The leg is still broken - I guess. I'm really hoping it is healing well. It's been almost six weeks since I fractured it in those two places. In a week, I go back to the doctor's office to find out what's next. I don't know if I'm going to loose the braces and/or the crutches. I'm betting I'm going to trade the crutches in for a cane (won't I be stylin' then!) and keep the brace. I don't know for sure but I hope there is a change for the better.


Misc...
I've been having some strange vibes about a couple of my friends lately. Kind of dark, dangerous vibes. I've asked them if things are OK and everyone says things are fine. Part of me is happy to hear that. Part of me is whispering "Bullshit. If things are fine, why am I getting this vibe about you?" I've learned to trust my instincts. I don't always interpret my instincts correctly, though. So, there's not much I can do accept ask and listen if they want to talk.

And, we have two new journals for the SFBAJ site:

Anyone's Any - Monique.
Richmond. Moved to the Bay Area on the bohemian adventure of a lifetime: grad school, poetry, sex with women, and who knows what! If you like [anything] you'll love me.

Ever-quiet Dream - Jess.
North Bay. The life and times of an atypical 18 year old girl. Comic books, psychology and sarcasm included at no additional charge.


Tarot Card for the Day: The World, Inverted

October 20

October 21

October 22 - 28

October 22

Gremlins, Bards & Wind Spirits

I had an awesome time at the Heather Alexander concert last night. However, the night was not uneventful. On the way to finding the Bal Theater where the concert was being held, a little gremlin got into my car started messing with the warning lights on my dash board. First, it was the Wiper light. I'm not too worried about that. It happens. Then, it moved to the gas light. As I had over 1/2 a tank of gas, I still wasn't worried. I figured the phantom short in my dashboard lights was back. It made me frown but that was it. I guess that wasn't enough for our dear gremlin.

Suddenly, my brake light warning light blared red. Ah, crap! My brake lights were out? That got a curse, a comment and a few worried glances in my rearview mirror. Once we got to the Bal Theater, Johanna jumped out of the car to check and see if the warning light was a phantom or not. Yep. Phantom. My brake lights were working fine. Stupid gremlin. Guess he got his laugh on me. Enough so that he didn't bother me after the concert.

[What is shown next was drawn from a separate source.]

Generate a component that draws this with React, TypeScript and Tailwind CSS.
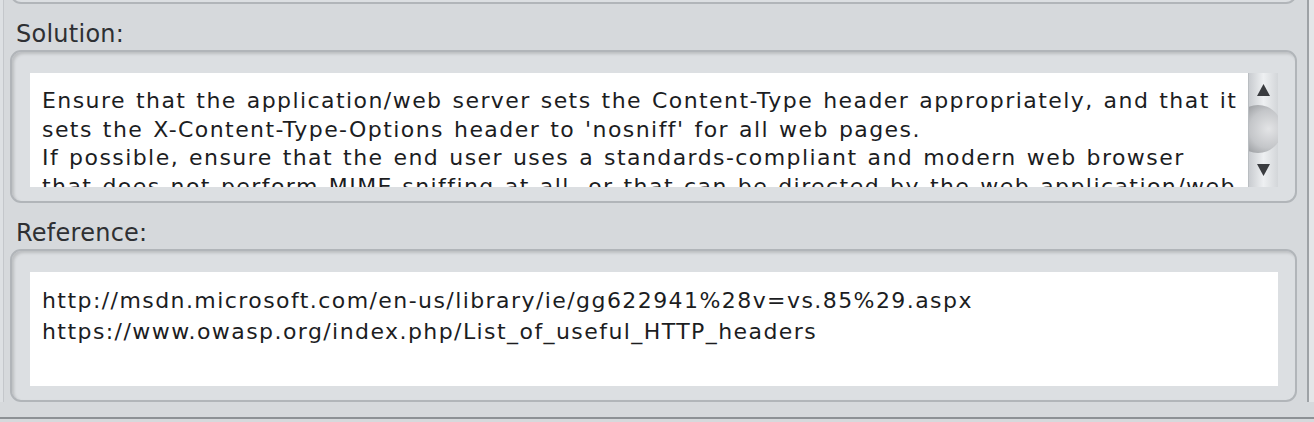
import React from 'react';

const solutionText =
  "Ensure that the application/web server sets the Content-Type header appropriately, and that it sets the X-Content-Type-Options header to 'nosniff' for all web pages.\nIf possible, ensure that the end user uses a standards-compliant and modern web browser that does not perform MIME-sniffing at all, or that can be directed by the web application/web server to not perform MIME-sniffing.";

const referenceText =
  'http://msdn.microsoft.com/en-us/library/ie/gg622941%28v=vs.85%29.aspx\nhttps://www.owasp.org/index.php/List_of_useful_HTTP_headers';

function ScrollBar() {
  return (
    <div className="w-[30px] shrink-0 flex flex-col bg-gradient-to-r from-[#c9ccd0] via-[#eef0f2] to-[#d3d6d9] border-l border-[#b9bdc1]">
      <div className="h-[32px] shrink-0 flex items-start justify-center pt-[11px]">
        <svg width="13" height="12" viewBox="0 0 13 12">
          <path d="M6.5 0 L13 12 L0 12 Z" fill="#3a3c40" />
        </svg>
      </div>
      <div className="h-[48px] shrink-0 relative overflow-hidden">
        <div className="absolute left-[-15px] top-0 w-[48px] h-[48px] rounded-full bg-[radial-gradient(circle_at_72%_50%,#e3e4e6_0%,#c4c6c9_45%,#74777b_100%)]" />
      </div>
      <div className="flex-1 flex items-end justify-center pb-[11px]">
        <svg width="13" height="12" viewBox="0 0 13 12">
          <path d="M0 0 L13 0 L6.5 12 Z" fill="#3a3c40" />
        </svg>
      </div>
    </div>
  );
}

function Section({ label, text, scroll }: { label: string; text: string; scroll?: boolean }) {
  return (
    <div className="flex flex-col">
      <div className="pl-[12px] h-[46px] flex items-end pb-[2px] text-[24px] leading-[28px] tracking-[0.25px] text-[#2e3033]">{label}</div>
      <div className="ml-[6px] mr-[10px] h-[153px] rounded-[11px] border-2 border-[#b1b5b9] bg-[#dcdfe2] shadow-[inset_2px_2px_3px_rgba(0,0,0,0.15)] pl-[18px] pr-[17px] pt-[21px] pb-[14px] flex">
        <div className="flex-1 flex bg-white overflow-hidden">
          <div
            className={
              scroll
                ? 'flex-1 overflow-hidden pl-[12px] pr-[7px] pt-[14px] text-[22px] leading-[28.5px] tracking-[1.43px] [word-spacing:1.6px] text-[#1c1d1f] whitespace-pre-wrap'
                : 'flex-1 overflow-hidden pl-[12px] pr-[7px] pt-[13px] text-[22px] leading-[31px] tracking-[1.43px] [word-spacing:1.6px] text-[#1c1d1f] whitespace-pre-wrap'
            }
          >
            {text}
          </div>
          {scroll && <ScrollBar />}
        </div>
      </div>
    </div>
  );
}

export default function App() {
  return (
    <div
      className="relative w-[1314px] h-[422px] overflow-hidden bg-[#d6d9dc]"
      style={{ fontFamily: '"DejaVu Sans", Verdana, sans-serif' }}
    >
      <div className="flex">
        <div className="w-[4px] shrink-0 border-r border-[#c4c7cb] bg-[#dde0e3]" />
        <div className="flex-1 flex flex-col">
          <div className="ml-[6px] mr-[10px] -mt-[10px] h-[14px] rounded-b-[11px] border-2 border-t-0 border-[#b1b5b9] bg-[#dcdfe2]" />
          <Section label="Solution:" text={solutionText} scroll />
          <Section label="Reference:" text={referenceText} />
        </div>
        <div className="w-[7px] shrink-0 border-l-2 border-[#9ea2a6] bg-[#e4e6e8]" />
      </div>
      <div className="absolute left-0 right-0 bottom-[3px] h-[2px] bg-[#8d9195]" />
    </div>
  );
}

The concert itself was really good. The acoustics in the theater, which was niftily painted, were excellent. Heather, the consummate performer that she is, gave an awesome concert. We got to hear some of my most favorite old songs: "Old Man of the Barrow", "Stolen Child" and "Rock & Gold", and some tunes from her long awaited new album, "A Gypsy's Life."

The one thing about Heather's concerts is that they are rather interactive. Many of the songs, the audience gets to sing along to and then there is the secret pirate sign (ARRRRH!). She spends time talking about her life, living conditions and her family. It's very friendly and jovial. All in all, a very good time was had by all.

The concert was scheduled from 9-11pm but got out at about 11:45pm. No big deal except that meant I had 15 minutes to get Johanna to a BART station. Not a big worry since I ... sorta... knew were it was. Fortunately, it was very easy to find. I got Johanna there with 5 minutes to spare. Cool.

Now, almost as soon as I dropped Johanna off, I noticed something. Wind seems a lot more boisterous than usual. In fact, it was down right scary at times. As I was driving out of the BART station (a feat much more easily said than done) a HUGE dust devil engulfed my car. I swear, this sucker was at least two car lengths in diameter and I'm not sure how tall it was. And it wasn't just dust - leaves, papers, small branches... It gave me quite a turn for moment.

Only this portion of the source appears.